カリコ(読み)かりこ

日本大百科全書(ニッポニカ) 「カリコ」の意味・わかりやすい解説

カリコ
かりこ
Katalin Karikó
(1955― )

ハンガリー生化学者、神経学者。アメリカ在住。アメリカとハンガリーの二重国籍をもつ。ハンガリーのソルノク県生まれ。1978年ハンガリー国立セゲド大学で生物学を専攻して卒業。同大学院に進学し、1982年に生化学の博士号を取得した。セゲドにあるハンガリー科学アカデミー付属生物学研究センターの博士研究員として、学生時代から関心のあったRNAリボ核酸)の研究に取り組んだ。しかし、冷戦下のハンガリーでは研究費が底をつき、困窮を極め、1985年家族でアメリカに移住することを決意。アメリカ・テンプル大学の博士研究員の職を得た。1988年にアメリカ軍医保健科学大学の病理学教室に移り、1989年にペンシルベニア大学医学部助教授に就任。2009年同大学脳神経外科非常勤(特任)准教授、2021年同非常勤(特任)教授。2013年からドイツの製薬企業であるビオンテックBionTech社の副社長も務め、2019年上席副社長を経て、2022年退社。2021年から母校のセゲド大学教授も兼任している。

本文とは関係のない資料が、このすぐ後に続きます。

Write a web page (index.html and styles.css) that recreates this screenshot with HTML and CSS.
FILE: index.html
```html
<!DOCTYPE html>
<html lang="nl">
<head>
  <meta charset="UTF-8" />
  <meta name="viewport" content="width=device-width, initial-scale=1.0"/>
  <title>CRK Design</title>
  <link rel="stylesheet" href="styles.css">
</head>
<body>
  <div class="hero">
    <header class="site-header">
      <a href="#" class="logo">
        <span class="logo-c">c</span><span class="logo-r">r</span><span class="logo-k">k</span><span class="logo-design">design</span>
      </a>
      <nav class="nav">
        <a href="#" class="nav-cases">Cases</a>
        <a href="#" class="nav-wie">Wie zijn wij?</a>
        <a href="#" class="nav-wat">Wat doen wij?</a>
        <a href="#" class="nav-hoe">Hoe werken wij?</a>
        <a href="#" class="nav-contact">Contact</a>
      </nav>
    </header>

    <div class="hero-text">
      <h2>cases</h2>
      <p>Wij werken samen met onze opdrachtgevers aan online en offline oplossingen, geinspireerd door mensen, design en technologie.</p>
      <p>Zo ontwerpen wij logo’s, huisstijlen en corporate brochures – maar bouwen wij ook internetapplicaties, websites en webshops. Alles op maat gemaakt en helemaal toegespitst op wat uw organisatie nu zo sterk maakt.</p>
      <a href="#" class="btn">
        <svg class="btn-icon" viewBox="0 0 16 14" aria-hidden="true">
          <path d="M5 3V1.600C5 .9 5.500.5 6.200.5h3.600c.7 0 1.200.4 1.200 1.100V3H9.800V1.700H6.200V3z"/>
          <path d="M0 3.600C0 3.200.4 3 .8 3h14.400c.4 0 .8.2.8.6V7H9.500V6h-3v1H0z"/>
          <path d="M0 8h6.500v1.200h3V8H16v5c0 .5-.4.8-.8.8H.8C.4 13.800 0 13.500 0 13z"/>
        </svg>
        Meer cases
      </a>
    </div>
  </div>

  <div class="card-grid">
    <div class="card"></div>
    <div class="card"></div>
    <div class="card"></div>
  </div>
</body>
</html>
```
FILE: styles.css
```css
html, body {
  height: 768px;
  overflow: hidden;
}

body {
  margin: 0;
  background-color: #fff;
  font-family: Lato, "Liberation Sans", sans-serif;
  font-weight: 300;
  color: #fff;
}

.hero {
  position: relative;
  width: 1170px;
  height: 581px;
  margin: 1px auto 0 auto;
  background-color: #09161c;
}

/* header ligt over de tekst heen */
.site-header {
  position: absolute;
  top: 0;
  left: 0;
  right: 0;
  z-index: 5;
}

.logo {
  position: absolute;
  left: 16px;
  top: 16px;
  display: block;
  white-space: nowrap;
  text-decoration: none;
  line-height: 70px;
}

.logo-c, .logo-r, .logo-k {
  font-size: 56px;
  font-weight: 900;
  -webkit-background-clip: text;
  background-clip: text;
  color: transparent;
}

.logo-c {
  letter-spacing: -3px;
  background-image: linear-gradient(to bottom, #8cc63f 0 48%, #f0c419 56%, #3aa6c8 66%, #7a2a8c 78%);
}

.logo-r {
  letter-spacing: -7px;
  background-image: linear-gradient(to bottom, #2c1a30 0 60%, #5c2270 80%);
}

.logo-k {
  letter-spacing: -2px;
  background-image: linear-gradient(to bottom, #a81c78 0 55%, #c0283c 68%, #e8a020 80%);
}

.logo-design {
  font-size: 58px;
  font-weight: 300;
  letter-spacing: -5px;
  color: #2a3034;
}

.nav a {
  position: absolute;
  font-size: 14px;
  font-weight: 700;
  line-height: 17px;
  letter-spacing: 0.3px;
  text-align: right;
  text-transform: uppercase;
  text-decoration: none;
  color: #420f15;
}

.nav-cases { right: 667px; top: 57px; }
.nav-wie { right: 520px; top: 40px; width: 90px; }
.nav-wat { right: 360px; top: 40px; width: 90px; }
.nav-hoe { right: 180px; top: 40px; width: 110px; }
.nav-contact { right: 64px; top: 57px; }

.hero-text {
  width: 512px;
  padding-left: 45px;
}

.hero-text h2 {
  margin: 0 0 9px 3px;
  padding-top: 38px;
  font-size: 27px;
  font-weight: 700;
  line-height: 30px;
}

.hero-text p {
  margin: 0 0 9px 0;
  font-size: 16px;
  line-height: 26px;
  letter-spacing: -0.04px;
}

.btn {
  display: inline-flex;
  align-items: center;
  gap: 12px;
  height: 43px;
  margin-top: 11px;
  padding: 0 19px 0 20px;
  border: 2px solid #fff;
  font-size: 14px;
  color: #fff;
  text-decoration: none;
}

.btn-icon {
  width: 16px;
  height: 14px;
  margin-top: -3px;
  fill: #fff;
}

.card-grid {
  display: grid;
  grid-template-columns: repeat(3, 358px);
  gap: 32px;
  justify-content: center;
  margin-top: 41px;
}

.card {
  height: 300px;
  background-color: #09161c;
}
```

 大学で分子生物学を学び、早くから「生命の設計図」ともいわれるDNA情報をもとに、タンパク質をつくり出す中間体として働くmRNAメッセンジャーRNA)に着目。RNAの核酸の一部を修飾する(置き換える)ことで、ウイルスなどの外敵にどう反応するかを研究していた。渡米後は、mRNAを細胞に注入することで、直接タンパク質を産生する遺伝子治療の研究に取り組んだが、ここでも研究費がつかず、頓挫(とんざ)。1990年代後半、ペンシルベニア大学の免疫学者であるドリュー・ワイスマンと出会い、遺伝子治療に応用するためのmRNAの研究から、mRNAを利用したワクチン開発に軸足を移し、研究を本格化させた。mRNAワクチンの有望性は1990年代初めから注目されていたが、人工的につくったmRNAは接種後に免疫の過剰反応によって炎症がおこるなどの課題があった。

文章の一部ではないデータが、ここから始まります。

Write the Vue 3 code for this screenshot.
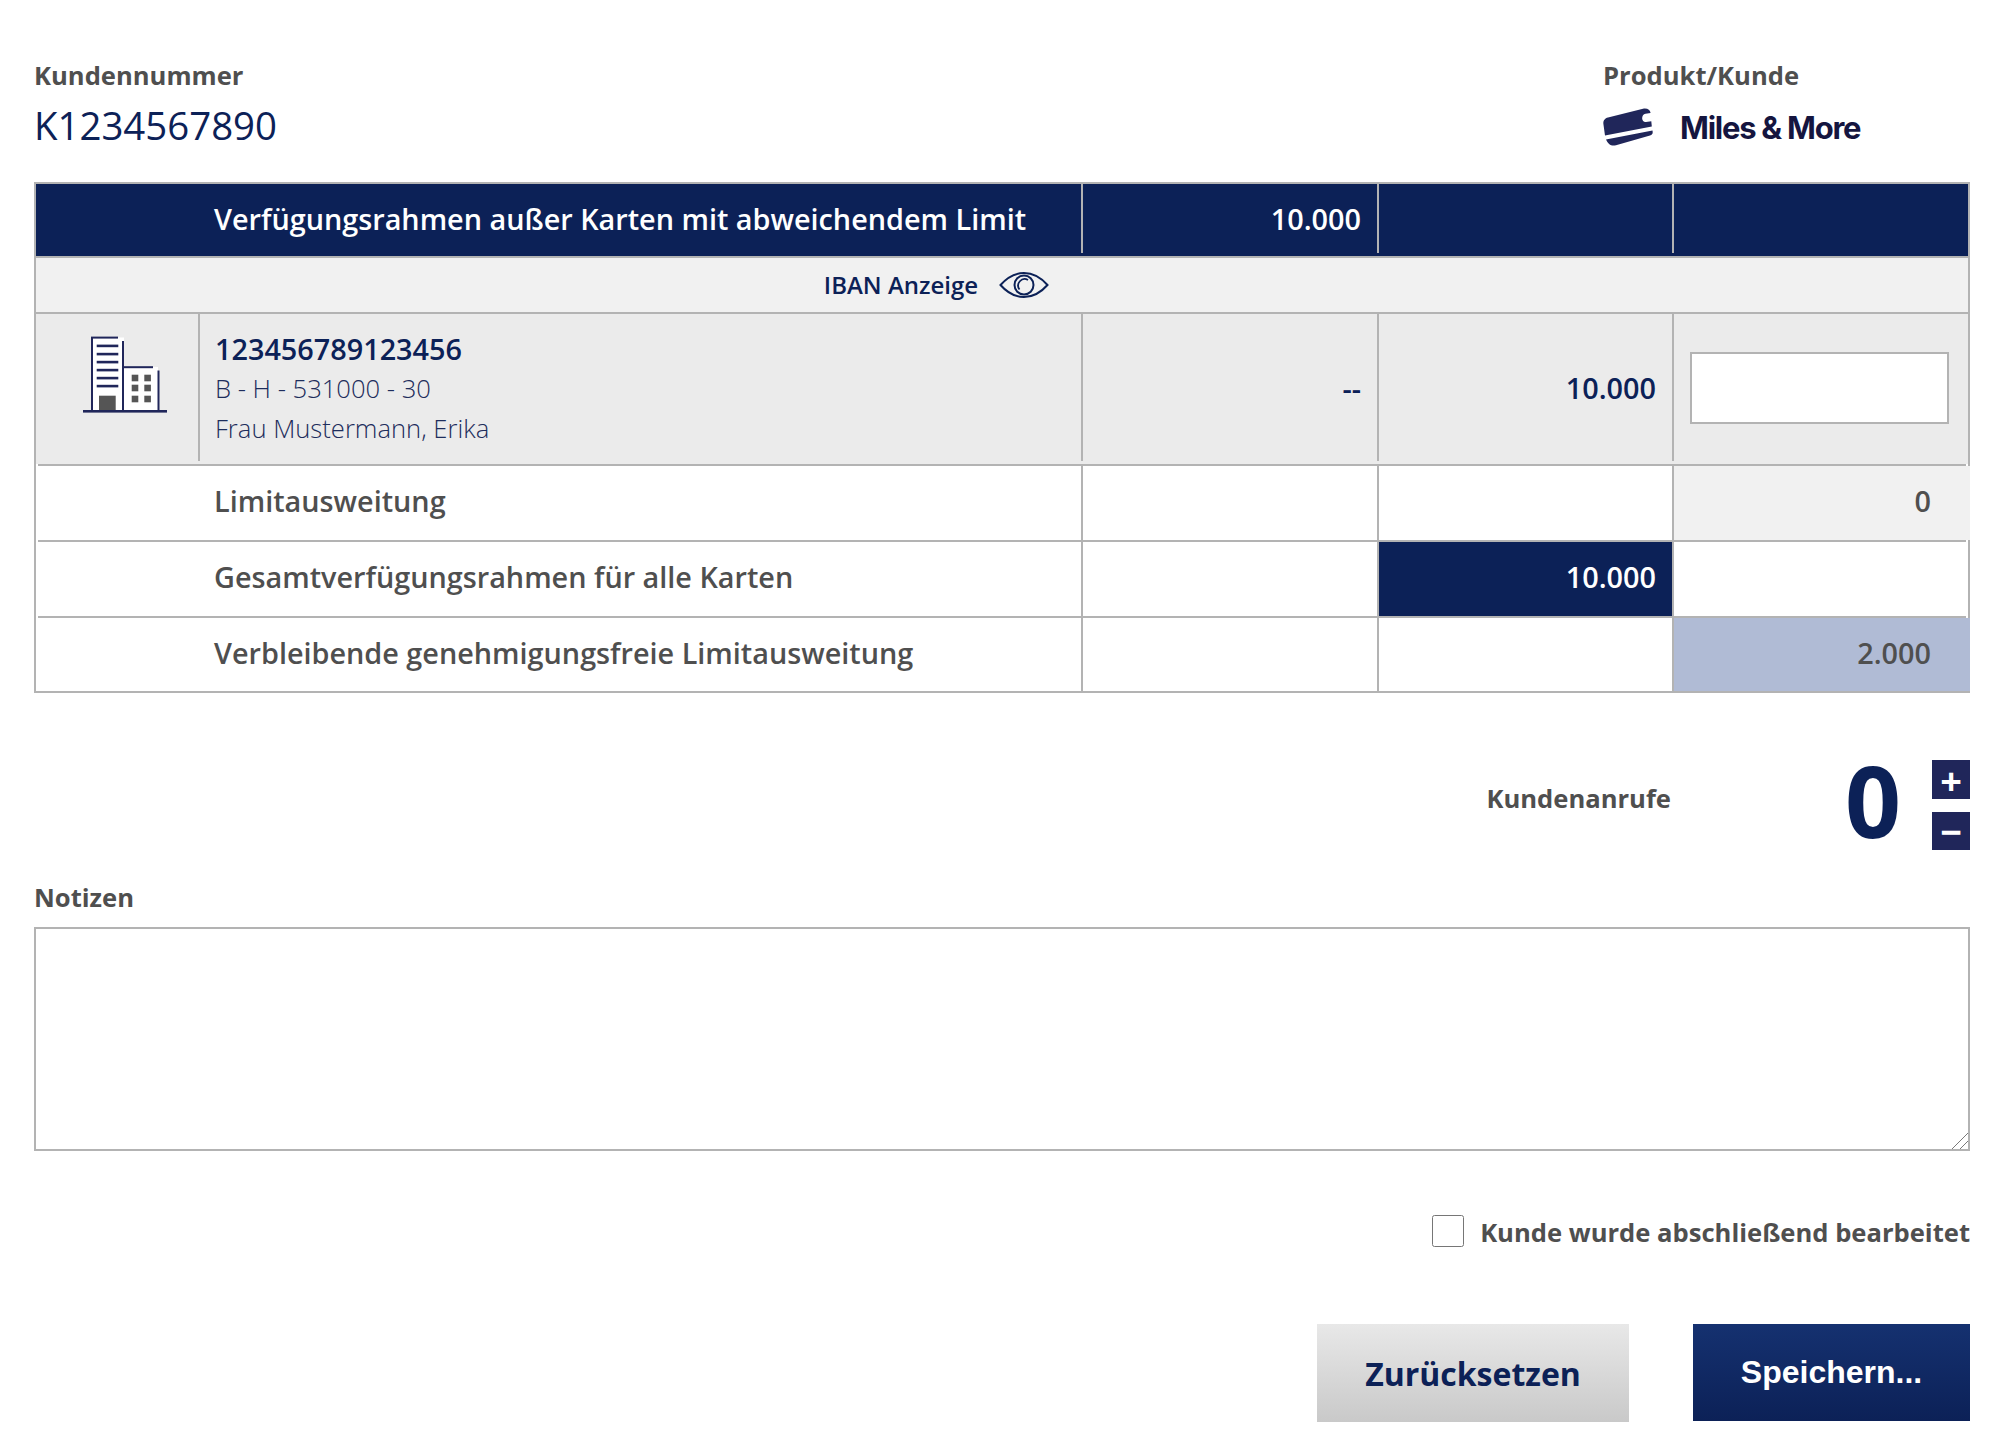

 二人は、1997年以降、免疫の過剰反応は、人工的につくったmRNAを細胞側が外敵とみなしているためであるとして、mRNAを構成する4種類の塩基をさまざまな塩基に置き換えて(修飾塩基)反応を調べた。研究の途中で、細胞内にある「tRNAトランスファーRNA)」とよばれる別のRNAは、炎症反応をおこさないことを確認。さらに、mRNAの4塩基のうちの一つ「ウリジン」を、tRNAでは一般的な塩基「シュードウリジン(プソイドウリジン)」に置き換えると、炎症がほとんどみられないことを突き止めた。治療に使えるとして2005年にその成果を学術誌に発表。さらにmRNAを体内に行き渡らせるような技術を確立し、mRNAワクチン実用化に道を拓(ひら)く研究成果を2008年と2010年に発表した。

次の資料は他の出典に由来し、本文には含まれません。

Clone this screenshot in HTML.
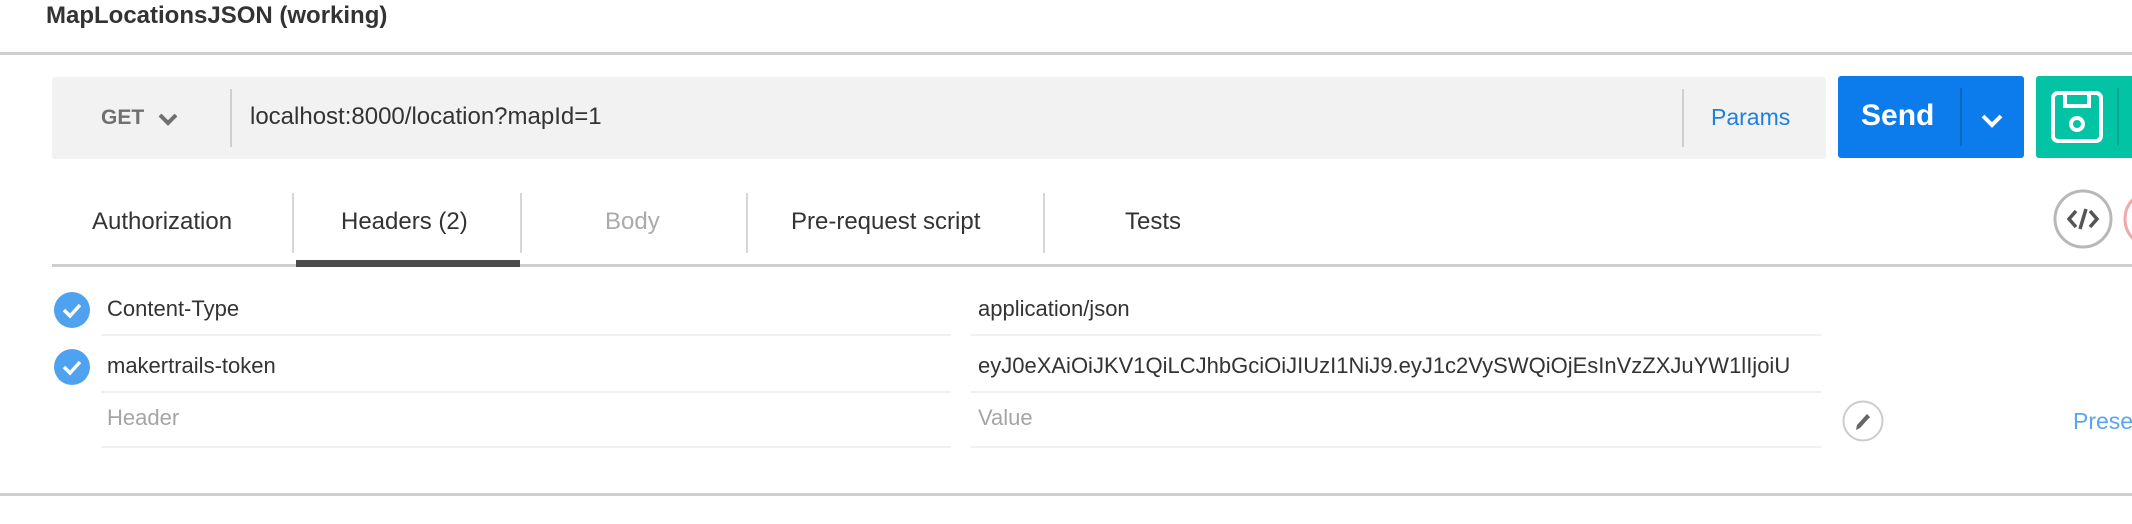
<!DOCTYPE html>
<html><head><meta charset="utf-8"><style>
*{margin:0;padding:0;box-sizing:border-box}
body{width:2132px;height:524px;background:#fff;position:relative;overflow:hidden;font-family:"Liberation Sans",sans-serif;color:#333}
.a{position:absolute;white-space:nowrap}
</style></head><body>
<div class="a" style="left:46px;top:2px;font-size:24px;font-weight:bold;color:#333;line-height:28px">MapLocationsJSON (working)</div>
<div class="a" style="left:0;top:52px;width:2132px;height:3px;background:#cfcfcf"></div>

<div class="a" style="left:52px;top:77px;width:1774px;height:82px;background:#f2f2f2;border-radius:3px"></div>
<div class="a" style="left:101px;top:104px;font-size:21px;font-weight:bold;color:#707070;line-height:28px">GET</div>
<svg class="a" style="left:157px;top:111px" width="22" height="16"><path d="M3 4 L11 12 L19 4" fill="none" stroke="#707070" stroke-width="4"/></svg>
<div class="a" style="left:230px;top:89px;width:2px;height:58px;background:#cfcfcf"></div>
<div class="a" style="left:250px;top:102px;font-size:24px;color:#333;line-height:30px">localhost:8000/location?mapId=1</div>
<div class="a" style="left:1682px;top:89px;width:2px;height:58px;background:#cfcfcf"></div>
<div class="a" style="left:1711px;top:103px;font-size:23px;color:#1e7fe0;line-height:28px">Params</div>

<div class="a" style="left:1838px;top:76px;width:186px;height:82px;background:#0c7beb;border-radius:3px"></div>
<div class="a" style="left:1861px;top:99px;font-size:30px;font-weight:bold;color:#fff;line-height:34px">Send</div>
<div class="a" style="left:1960px;top:88px;width:2px;height:58px;background:#0a66c4"></div>
<svg class="a" style="left:1979px;top:112px" width="26" height="18"><path d="M4 4 L13 13 L22 4" fill="none" stroke="#fff" stroke-width="4"/></svg>
<div class="a" style="left:2036px;top:76px;width:110px;height:82px;background:#02c4a4;border-radius:3px"></div>
<svg class="a" style="left:2050px;top:90px" width="56" height="56"><rect x="3" y="3" width="48" height="48" rx="5" fill="none" stroke="#fff" stroke-width="4"/><path d="M15 3 V16 H39 V3" fill="none" stroke="#fff" stroke-width="4"/><circle cx="27" cy="34" r="6" fill="none" stroke="#fff" stroke-width="4"/></svg>
<div class="a" style="left:2117px;top:88px;width:2px;height:58px;background:#02a88c"></div>

<div class="a" style="left:92px;top:207px;font-size:24px;color:#333;line-height:30px">Authorization</div>
<div class="a" style="left:292px;top:193px;width:2px;height:60px;background:#d6d6d6"></div>
<div class="a" style="left:341px;top:207px;font-size:24px;color:#333;line-height:30px">Headers (2)</div>
<div class="a" style="left:520px;top:193px;width:2px;height:60px;background:#d6d6d6"></div>
<div class="a" style="left:605px;top:207px;font-size:24px;color:#aaa;line-height:30px">Body</div>
<div class="a" style="left:746px;top:193px;width:2px;height:60px;background:#d6d6d6"></div>
<div class="a" style="left:791px;top:207px;font-size:24px;color:#333;line-height:30px">Pre-request script</div>
<div class="a" style="left:1043px;top:193px;width:2px;height:60px;background:#d6d6d6"></div>
<div class="a" style="left:1125px;top:207px;font-size:24px;color:#333;line-height:30px">Tests</div>
<div class="a" style="left:52px;top:264px;width:2080px;height:3px;background:#cfcfcf"></div>
<div class="a" style="left:296px;top:260px;width:224px;height:7px;background:#4a4a4a"></div>
<svg class="a" style="left:2052px;top:188px" width="80" height="64"><circle cx="31" cy="31" r="28" fill="none" stroke="#b8b8b8" stroke-width="3"/><path d="M24 23 L17 31 L24 39 M38 23 L45 31 L38 39 M34 21 L28 41" fill="none" stroke="#555" stroke-width="3.5"/><circle cx="101" cy="31" r="28" fill="none" stroke="#f0a8a8" stroke-width="3"/></svg>

<svg class="a" style="left:54px;top:292px" width="36" height="36"><circle cx="18" cy="18" r="18" fill="#4fa2f0"/><path d="M10 18 L16 24 L26 13" fill="none" stroke="#fff" stroke-width="3.5"/></svg>
<div class="a" style="left:107px;top:295px;font-size:22px;line-height:28px">Content-Type</div>
<div class="a" style="left:978px;top:295px;font-size:22px;line-height:28px">application/json</div>
<div class="a" style="left:101px;top:334px;width:850px;height:2px;background:#f0f0f0"></div>
<div class="a" style="left:971px;top:334px;width:850px;height:2px;background:#f0f0f0"></div>
<svg class="a" style="left:54px;top:349px" width="36" height="36"><circle cx="18" cy="18" r="18" fill="#4fa2f0"/><path d="M10 18 L16 24 L26 13" fill="none" stroke="#fff" stroke-width="3.5"/></svg>
<div class="a" style="left:107px;top:352px;font-size:22px;line-height:28px">makertrails-token</div>
<div class="a" style="left:978px;top:352px;font-size:22px;line-height:28px;width:843px;overflow:hidden">eyJ0eXAiOiJKV1QiLCJhbGciOiJIUzI1NiJ9.eyJ1c2VySWQiOjEsInVzZXJuYW1lIjoiU</div>
<div class="a" style="left:101px;top:391px;width:850px;height:2px;background:#f0f0f0"></div>
<div class="a" style="left:971px;top:391px;width:850px;height:2px;background:#f0f0f0"></div>
<div class="a" style="left:107px;top:404px;font-size:22px;line-height:28px;color:#a5a5a5">Header</div>
<div class="a" style="left:978px;top:404px;font-size:22px;line-height:28px;color:#a5a5a5">Value</div>
<div class="a" style="left:101px;top:446px;width:850px;height:2px;background:#f0f0f0"></div>
<div class="a" style="left:971px;top:446px;width:850px;height:2px;background:#f0f0f0"></div>
<svg class="a" style="left:1842px;top:400px" width="42" height="42"><circle cx="21" cy="21" r="19.5" fill="#fff" stroke="#ccc" stroke-width="2"/><path d="M14 30 L15 25 L25 14 L28 17 L18 28 Z" fill="#666"/></svg>
<div class="a" style="left:2073px;top:407px;font-size:23px;line-height:28px;color:#5aa5f0">Presets</div>
<div class="a" style="left:0;top:493px;width:2132px;height:3px;background:#cfcfcf"></div>
</body></html>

 こうした成果の発表により、アメリカのモデルナ社、ドイツのビオンテック社などの新興の製薬企業が、mRNAワクチンに関心をもち、ジカウイルス、MERS(マーズ)(中東呼吸器症候群)コロナウイルスなどのワクチン開発に取り組んだ。成果がもっとも注目されたのが、2019年以降、世界的に猛威を振るった新型コロナウイルス感染症(COVID(コビッド)-19)のワクチンである。2020年1月にウイルスの遺伝子情報が公開されると、二人の成果をもとに、モデルナ社が独自に開発したmRNAワクチンと、アメリカのファイザー社とビオンテック社が共同で開発したmRNAワクチンが、公開から1年にも満たない2020年12月にそれぞれ製造・承認された。臨床試験(治験)では、ともに95%近くの有効性(予防効果)が示され、発症予防、重症化予防によって、数百万ともいわれる世界中の人々の命を救った。ウイルスは変異を続けているが、変異株に対応したmRNAワクチンの開発にも成功している。こうした手法は、がん治療にも応用されている。

 カリコは、2020年ローゼンスティール賞、2021年ウィルヘルム・エクスナー・メダル、アストゥリアス皇太子賞(学術・技術研究部門)、アルバニー・メディカルセンター賞、慶応医学賞、生命科学ブレークスルー賞、ラスカー賞(臨床医学研究賞)、ドイツ未来賞、2022年日本国際賞、ガードナー国際賞など多数の賞を受賞。2023年「新型コロナウイルスに対する効果的なmRNAワクチン開発を可能にした塩基修飾に関する発見」の業績で、ワイスマンとともにノーベル医学生理学賞を受賞した。